Lecture du mardi 9 juin 2020
REPUBLIQUE FRANCAISE

AU NOM DU PEUPLE FRANCAIS



Vu la procédure suivante :

La commune de Saint-Pierre a demandé au juge des référés du tribunal administratif de La Réunion d'ordonner, sur le fondement de l'article L. 521-3 du code de justice administrative, l'expulsion du domaine public portuaire de Mme A... B... à raison de l'occupation irrégulière de l'emplacement E6 par son bateau " La Désirade ", sous astreinte de 100 euros par jour de retard et, le cas échéant, avec le concours de la force publique. Par une ordonnance n° 1900279 du 16 août 2019, le juge des référés a rejeté cette demande.

Par un pourvoi sommaire et un mémoire complémentaire, enregistrés les 2 et 17 septembre 2019 au secrétariat du contentieux du Conseil d'Etat, la commune de Saint-Pierre demande au Conseil d'Etat :

1°) d'annuler cette ordonnance ;

2°) statuant en référé, de faire droit à sa demande ;

3°) de mettre à la charge de Mme B... la somme de 3 000 euros au titre de l'article L. 761-1 du code de justice administrative.



Vu les autres pièces du dossier ;

Vu :
- le code général de la propriété des personnes publiques ;
- le code des relations entre le public et l'administration ;
- le code des transports ;
- la loi n° 91-647 du 10 juillet 1991 ;
- le code de justice administrative et l'ordonnance n° 2020-305 du 25 mars 2020 ;


Après avoir entendu en séance publique :

- le rapport de M. Laurent Domingo, maître des requêtes,

- les conclusions de Mme Karin Ciavaldini, rapporteur public ;

La parole ayant été donnée, avant et après les conclusions, à la SCP Waquet, Farge, Hazan, avocat de la commune de Saint-Pierre ;




Considérant ce qui suit :

1. Il ressort des pièces du dossier soumis au juge des référés que, par un arrêté n° 157/2017, le maire de la commune de Saint-Pierre a autorisé en 2017 Mme B... à occuper l'emplacement E 6 du port de la commune, pour son bateau " La Désirade ". Cette autorisation, accordée sans limitation de durée, a été tacitement renouvelée au titre de l'année 2018. Par une décision du 11 octobre 2018 prise en application de l'article 5 de l'arrêté d'autorisation relatif à sa reconduction, le maire de la commune n'a pas renouvelé cette autorisation à compter de sa prochaine échéance, soit à compter du 1er janvier 2019, et a demandé à Mme B... de libérer son emplacement à cette date. Cette dernière n'ayant pas évacué les lieux après cette date, la commune de Saint-Pierre a demandé au juge des référés du tribunal administratif de La Réunion d'ordonner, sur le fondement de l'article L. 521-3 du code de justice administrative, l'expulsion du domaine public portuaire de Mme B..., sous astreinte de 100 euros par jour de retard. La commune de Saint-Pierre se pourvoit en cassation contre l'ordonnance du 16 août 2019 par laquelle le juge des référés a rejeté sa demande.

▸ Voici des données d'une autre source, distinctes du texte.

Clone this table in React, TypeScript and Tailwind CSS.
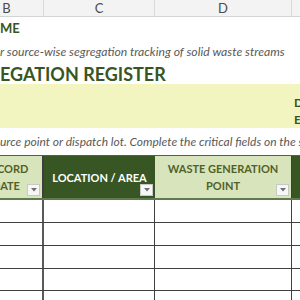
import React from 'react'

const font = { fontFamily: 'Lato, "Open Sans", sans-serif' }

const cols = 'grid grid-cols-[74px_111px_137px_8px] ml-[-30px] w-[330px]'

const FilterBtn = () => (
    <div className="absolute right-[2px] bottom-[2px] w-[13px] h-[12px] bg-[#f7f7f7] border border-[#c8c8c8] flex items-center justify-center">
        <svg width="6" height="4" viewBox="0 0 6 4"><path d="M0 0h6L3 3.5z" fill="#707070" /></svg>
    </div>
)

const DataRow = ({ h }: { h: string }) => (
    <div className={`${cols} ${h} border-b border-[#404040]`}>
        <div className="border-r-2 border-[#5a5a5a]" />
        <div className="border-r border-[#404040]" />
        <div className="border-r border-[#404040]" />
        <div />
    </div>
)

const App = () => {
    return (
        <div className="w-[300px] h-[300px] overflow-hidden bg-white relative" style={font}>
            {/* column letters */}
            <div className={`${cols} h-[17px] bg-[#f3f3f3] border-b border-[#d4d4d4] text-[13px] text-[#4a4a4a] leading-[16px]`}>
                <div className="border-r border-[#dadada] text-center">B</div>
                <div className="border-r border-[#dadada] text-center">C</div>
                <div className="border-r border-[#dadada] text-center">D</div>
                <div />
            </div>

            <div className="h-[24px] flex items-center text-[13px] font-bold text-[#375623]">ME</div>
            <div className="h-[22px] flex items-center text-[12.2px] italic text-[#595959] whitespace-nowrap">r source-wise segregation tracking of solid waste streams</div>
            <div className="h-[21px] flex items-center text-[18px] font-bold text-[#375623] whitespace-nowrap leading-none">EGATION REGISTER</div>

            <div className="h-[44px] bg-[#f3f5c1] pl-[294px] pt-[10px] text-[12px] font-bold text-[#375623] leading-[17px]">
                <div>D</div>
                <div>E</div>
            </div>

            <div className="h-[27px] flex items-center text-[12px] italic text-[#595959] whitespace-nowrap">urce point or dispatch lot. Complete the critical fields on the same</div>

            {/* table header */}
            <div className={`${cols} h-[45px] border-t border-[#595959] border-b-2 border-b-[#5e7a4e] text-[11px] font-bold leading-[17px]`}>
                <div className="relative bg-[#d8e4bc] border-r-2 border-[#3f3f3f] text-[#4f6228] flex flex-col justify-center items-center text-center">
                    <div>RECORD</div>
                    <div>DATE</div>
                    <FilterBtn />
                </div>
                <div className="relative bg-[#375623] text-white flex items-center justify-center">
                    LOCATION / AREA
                    <FilterBtn />
                </div>
                <div className="relative bg-[#d8e4bc] border-r border-[#3f3f3f] text-[#4f6228] flex flex-col items-center justify-center text-center">
                    <div>WASTE GENERATION</div>
                    <div>POINT</div>
                    <FilterBtn />
                </div>
                <div className="bg-[#375623]" />
            </div>

            <DataRow h="h-[23px]" />
            <DataRow h="h-[23px]" />
            <DataRow h="h-[23px]" />
            <DataRow h="h-[22px]" />
            <DataRow h="h-[22px]" />
        </div>
    )
}

export default App
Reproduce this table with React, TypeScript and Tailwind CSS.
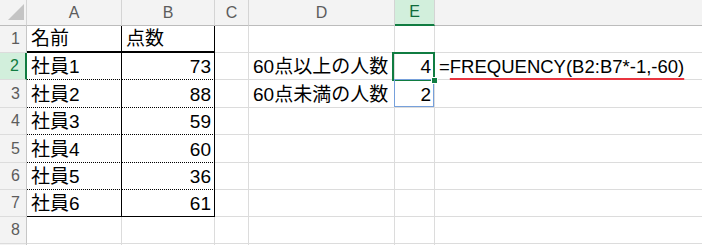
import React from "react";

const FONT = { fontFamily: '"Liberation Sans", "Noto Sans CJK JP", sans-serif' };

// F is wide and its label sits past the visible area
const COLS = ["A", "B", "C", "D", "E", ""];

const SCORES: [string, number][] = [
  ["社員1", 73],
  ["社員2", 88],
  ["社員3", 59],
  ["社員4", 60],
  ["社員5", 36],
  ["社員6", 61],
];

const GRID = "border-r border-b border-[#dcdcdc]";

function Corner() {
  return (
    <div className="relative border-r border-b border-r-[#d4d4d4] border-b-[#bcbcbc] bg-[#f3f3f3]">
      <svg className="absolute left-[8px] top-[4px]" width="16" height="16" viewBox="0 0 16 16">
        <polygon points="16,0 16,16 0,16" fill="#c4c4c4" />
      </svg>
    </div>
  );
}

function ColHead({ label }: { label: string }) {
  const active = label === "E";
  return (
    <div
      className={`flex items-center justify-center border-r border-b text-[16px] ${
        active
          ? "border-b-2 border-r-[#d4d4d4] border-b-[#107c41] bg-[#d2efdc] text-[#0f6b3a]"
          : "border-r-[#d4d4d4] border-b-[#bcbcbc] bg-[#f3f3f3] text-[#5c5c5c]"
      } ${label === "" ? "border-r-0" : ""}`}
    >
      {label}
    </div>
  );
}

function RowHead({ n }: { n?: number }) {
  const active = n === 2;
  return (
    <div
      className={`flex items-center justify-end pr-[6px] border-b border-b-[#dcdcdc] text-[16px] ${
        active
          ? "border-r-2 border-r-[#107c41] bg-[#d2efdc] text-[#107c41]"
          : "border-r border-r-[#c6c6c6] bg-[#f3f3f3] text-[#5c5c5c]"
      }`}
    >
      {n}
    </div>
  );
}

function Cell({
  className = "",
  align = "left",
  children,
}: {
  className?: string;
  align?: "left" | "right";
  children?: React.ReactNode;
}) {
  return (
    <div
      className={`relative flex items-end whitespace-nowrap pb-[1px] leading-[22px] text-black ${
        align === "right" ? "justify-end pr-[3px]" : "pl-[4px]"
      } ${className}`}
    >
      {children}
    </div>
  );
}

export default function App() {
  return (
    <div
      className="grid h-[245px] w-[702px] overflow-hidden bg-white text-[19px] grid-cols-[27px_95px_93px_34px_146px_40px_1fr] grid-rows-[26px_27px_27px_28px_27px_28px_27px_27px_27px_1fr]"
      style={FONT}
    >
      <Corner />
      {COLS.map((c) => (
        <ColHead key={c || "F"} label={c} />
      ))}

      {/* row 1: table header */}
      <RowHead n={1} />
      <Cell className="border-r border-r-black border-b-2 border-b-black">名前</Cell>
      <Cell className="border-r border-r-black border-b-2 border-b-black">点数</Cell>
      <Cell className={GRID} />
      <Cell className={GRID} />
      <Cell className={GRID} />
      <Cell className="border-b border-[#dcdcdc]" />

      {SCORES.map(([name, score], i) => {
        const row = i + 2;
        const last = row === 7;
        const edge = last
          ? "border-r border-r-black border-b border-b-black"
          : "border-r border-r-black border-b border-b-black [border-bottom-style:dotted]";
        return (
          <React.Fragment key={name}>
            <RowHead n={row} />
            <Cell className={edge}>{name}</Cell>
            <Cell className={edge} align="right">
              {score}
            </Cell>
            <Cell className={GRID} />
            {row === 2 && <Cell className={GRID}>60点以上の人数</Cell>}
            {row === 3 && <Cell className={GRID}>60点未満の人数</Cell>}
            {row > 3 && <Cell className={GRID} />}
            {row === 2 && (
              <Cell className={GRID} align="right">
                4
                <div className="absolute -left-[3px] -top-[1px] h-[calc(100%+3px)] w-[calc(100%+4px)] border-2 border-[#107c41]" />
                <div className="absolute -bottom-[5px] -right-[4px] z-10 h-[7px] w-[7px] border border-white bg-[#107c41]" />
              </Cell>
            )}
            {row === 3 && (
              <Cell className={GRID} align="right">
                2
                <div className="absolute -left-[1px] -top-[1px] h-[calc(100%+1px)] w-[calc(100%+1px)] border-[1.5px] border-[#76a0db]" />
              </Cell>
            )}
            {row > 3 && <Cell className={GRID} />}
            {row === 2 ? (
              <Cell className="border-b border-[#dcdcdc] pl-[3px]">
                <span className="text-[18.5px]">
                  =
                  <span className="underline decoration-[#e8343f] decoration-2 underline-offset-[5px]">
                    FREQUENCY(B2:B7*-1,-60)
                  </span>
                </span>
              </Cell>
            ) : (
              <Cell className="border-b border-[#dcdcdc]" />
            )}
          </React.Fragment>
        );
      })}

      {/* row 8, plus the top edge of row 9 */}
      {[8, 9].map((row) => (
        <React.Fragment key={row}>
          <RowHead n={row === 8 ? 8 : undefined} />
          <Cell className={GRID} />
          <Cell className={GRID} />
          <Cell className={GRID} />
          <Cell className={GRID} />
          <Cell className={GRID} />
          <Cell className="border-b border-[#dcdcdc]" />
        </React.Fragment>
      ))}
    </div>
  );
}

2. Aux termes de l'article L. 521-3 du code de justice administrative : " En cas d'urgence et sur simple requête qui sera recevable même en l'absence de décision administrative préalable, le juge des référés peut ordonner toutes autres mesures utiles sans faire obstacle à l'exécution d'aucune décision administrative ". Lorsque le juge des référés est saisi, sur le fondement de ces dispositions, d'une demande d'expulsion d'un occupant du domaine public, il lui appartient de rechercher si, au jour où il statue, cette demande présente un caractère d'urgence et ne se heurte à aucune contestation sérieuse. S'agissant de cette dernière condition, dans le cas où la demande d'expulsion fait suite à la décision du gestionnaire du domaine de retirer ou de refuser de renouveler le titre dont bénéficiait l'occupant et où, alors que cette décision exécutoire n'est pas devenue définitive, l'occupant en conteste devant lui la validité, le juge des référés doit rechercher si, compte tenu tant de la nature que du bien-fondé des moyens ainsi soulevés à l'encontre de cette décision, la demande d'expulsion doit être regardée comme se heurtant à une contestation sérieuse.

3. Aux termes de l'article L. 211-2 du code des relations entre le public et l'administration : " Les personnes physiques ou morales ont le droit d'être informées sans délai des motifs des décisions administratives individuelles défavorables qui les concernent. / A cet effet, doivent être motivées les décisions qui : (...) 4° Retirent ou abrogent une décision créatrice de droits ; (...) 7° Refusent une autorisation, sauf lorsque la communication des motifs pourrait être de nature à porter atteinte à l'un des secrets ou intérêts protégés par les dispositions du a au f du 2° de l'article L. 311-5 (...) ".

4. La décision par laquelle l'autorité gestionnaire du domaine public rejette une demande de délivrance d'une autorisation unilatérale d'occupation du domaine public constitue un refus d'autorisation au sens du 7° de l'article L. 211-2 précité du code des relations entre le public et l'administration et doit par suite être motivée en application de ces dispositions. En revanche, la décision par laquelle l'autorité gestionnaire du domaine public met fin à une autorisation unilatérale d'occupation du domaine public, délivrée à titre précaire et révocable, notamment la décision de ne pas renouveler, à la prochaine échéance, une autorisation tacitement renouvelable constitue une abrogation de cette autorisation. Les dispositions précitées du 4° de l'article L. 211-2 du code des relations entre le public et l'administration n'imposent pas qu'une telle décision soit motivée, sauf dans le cas particulier où elle devrait être regardée comme ayant créé des droits au profit de son bénéficiaire.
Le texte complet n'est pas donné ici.